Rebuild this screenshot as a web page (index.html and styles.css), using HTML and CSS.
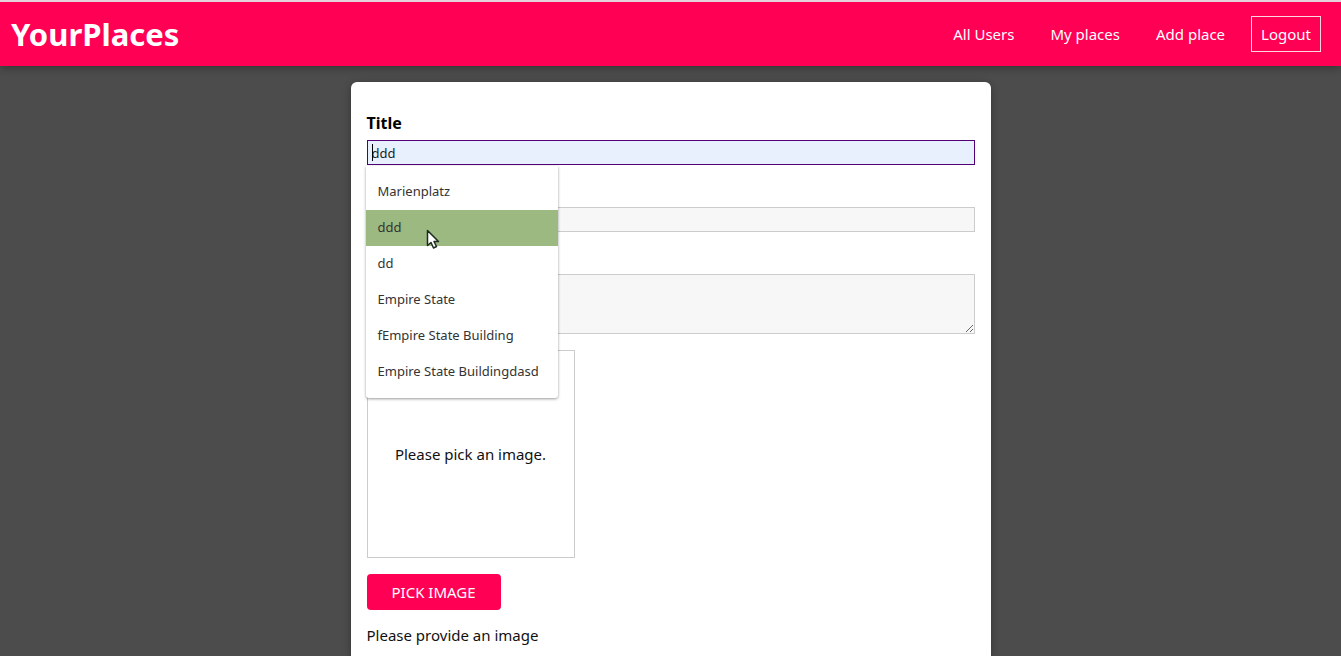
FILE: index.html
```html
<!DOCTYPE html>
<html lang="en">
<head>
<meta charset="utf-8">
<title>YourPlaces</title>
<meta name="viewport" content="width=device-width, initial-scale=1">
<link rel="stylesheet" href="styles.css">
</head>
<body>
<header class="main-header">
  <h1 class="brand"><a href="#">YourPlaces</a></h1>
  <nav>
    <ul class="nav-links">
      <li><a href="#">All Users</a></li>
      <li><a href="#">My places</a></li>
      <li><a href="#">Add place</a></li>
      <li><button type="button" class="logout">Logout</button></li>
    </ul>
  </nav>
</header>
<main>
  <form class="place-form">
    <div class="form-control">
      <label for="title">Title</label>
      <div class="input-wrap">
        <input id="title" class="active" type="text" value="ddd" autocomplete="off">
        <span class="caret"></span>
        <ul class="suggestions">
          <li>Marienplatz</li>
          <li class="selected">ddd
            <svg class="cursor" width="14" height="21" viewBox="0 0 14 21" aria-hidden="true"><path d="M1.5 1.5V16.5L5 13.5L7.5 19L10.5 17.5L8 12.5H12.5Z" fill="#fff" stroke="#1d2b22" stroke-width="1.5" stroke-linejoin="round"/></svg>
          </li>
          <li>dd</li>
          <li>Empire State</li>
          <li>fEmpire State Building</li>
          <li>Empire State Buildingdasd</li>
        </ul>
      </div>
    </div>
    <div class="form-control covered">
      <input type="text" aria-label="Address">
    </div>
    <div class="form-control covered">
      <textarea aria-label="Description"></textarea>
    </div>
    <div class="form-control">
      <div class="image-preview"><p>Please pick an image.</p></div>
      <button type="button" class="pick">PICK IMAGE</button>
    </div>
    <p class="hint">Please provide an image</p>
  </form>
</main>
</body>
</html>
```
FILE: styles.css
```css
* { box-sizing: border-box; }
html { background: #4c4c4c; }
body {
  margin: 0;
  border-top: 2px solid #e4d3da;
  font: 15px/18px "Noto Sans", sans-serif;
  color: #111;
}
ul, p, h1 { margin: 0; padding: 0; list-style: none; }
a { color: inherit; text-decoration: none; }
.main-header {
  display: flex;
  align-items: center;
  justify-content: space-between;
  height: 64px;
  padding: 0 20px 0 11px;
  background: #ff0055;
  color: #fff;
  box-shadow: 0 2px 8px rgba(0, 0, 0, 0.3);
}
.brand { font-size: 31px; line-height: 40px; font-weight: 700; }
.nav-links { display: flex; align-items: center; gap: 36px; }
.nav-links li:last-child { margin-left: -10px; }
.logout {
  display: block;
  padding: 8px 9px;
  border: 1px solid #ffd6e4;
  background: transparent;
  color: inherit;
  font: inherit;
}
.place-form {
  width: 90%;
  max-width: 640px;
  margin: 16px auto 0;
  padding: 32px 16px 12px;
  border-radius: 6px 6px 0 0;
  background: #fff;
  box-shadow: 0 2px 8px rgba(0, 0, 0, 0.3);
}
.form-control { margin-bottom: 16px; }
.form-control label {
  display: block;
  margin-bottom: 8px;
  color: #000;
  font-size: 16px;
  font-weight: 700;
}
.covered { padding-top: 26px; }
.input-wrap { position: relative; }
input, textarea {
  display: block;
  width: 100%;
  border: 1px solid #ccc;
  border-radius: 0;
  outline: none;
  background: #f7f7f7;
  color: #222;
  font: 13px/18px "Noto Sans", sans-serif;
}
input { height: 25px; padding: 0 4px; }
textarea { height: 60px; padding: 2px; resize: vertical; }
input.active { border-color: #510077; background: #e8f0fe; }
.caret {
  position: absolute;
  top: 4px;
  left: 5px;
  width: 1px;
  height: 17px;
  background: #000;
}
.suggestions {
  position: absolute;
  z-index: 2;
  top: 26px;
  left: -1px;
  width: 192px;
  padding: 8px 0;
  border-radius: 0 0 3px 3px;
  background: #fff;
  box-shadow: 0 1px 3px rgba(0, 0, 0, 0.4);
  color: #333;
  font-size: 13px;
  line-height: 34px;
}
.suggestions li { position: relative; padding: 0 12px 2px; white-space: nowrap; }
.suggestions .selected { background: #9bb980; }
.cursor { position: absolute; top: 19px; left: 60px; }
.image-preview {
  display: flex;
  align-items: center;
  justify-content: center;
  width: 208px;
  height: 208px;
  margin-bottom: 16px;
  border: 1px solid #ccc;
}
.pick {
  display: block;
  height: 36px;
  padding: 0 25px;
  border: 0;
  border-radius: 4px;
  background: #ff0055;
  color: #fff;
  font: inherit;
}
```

...

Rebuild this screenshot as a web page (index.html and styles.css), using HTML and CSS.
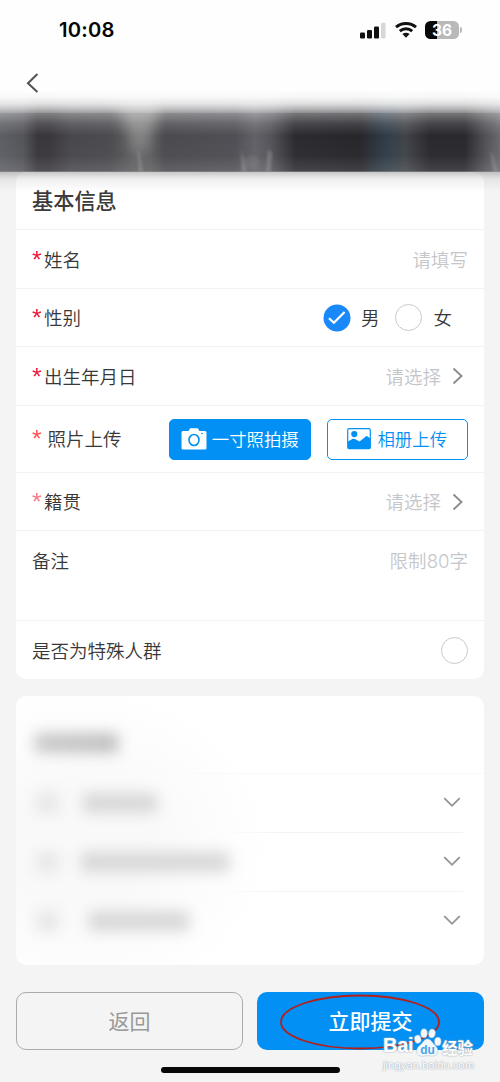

### To be done
Search the data for "index". Copy every line that has it.

### Solution for this exercise
Rebuild this screenshot as a web page (index.html and styles.css), using HTML and CSS.
FILE: index.html
  z-index: 2;
Rebuild this screenshot as a web page (index.html and styles.css), using HTML and CSS.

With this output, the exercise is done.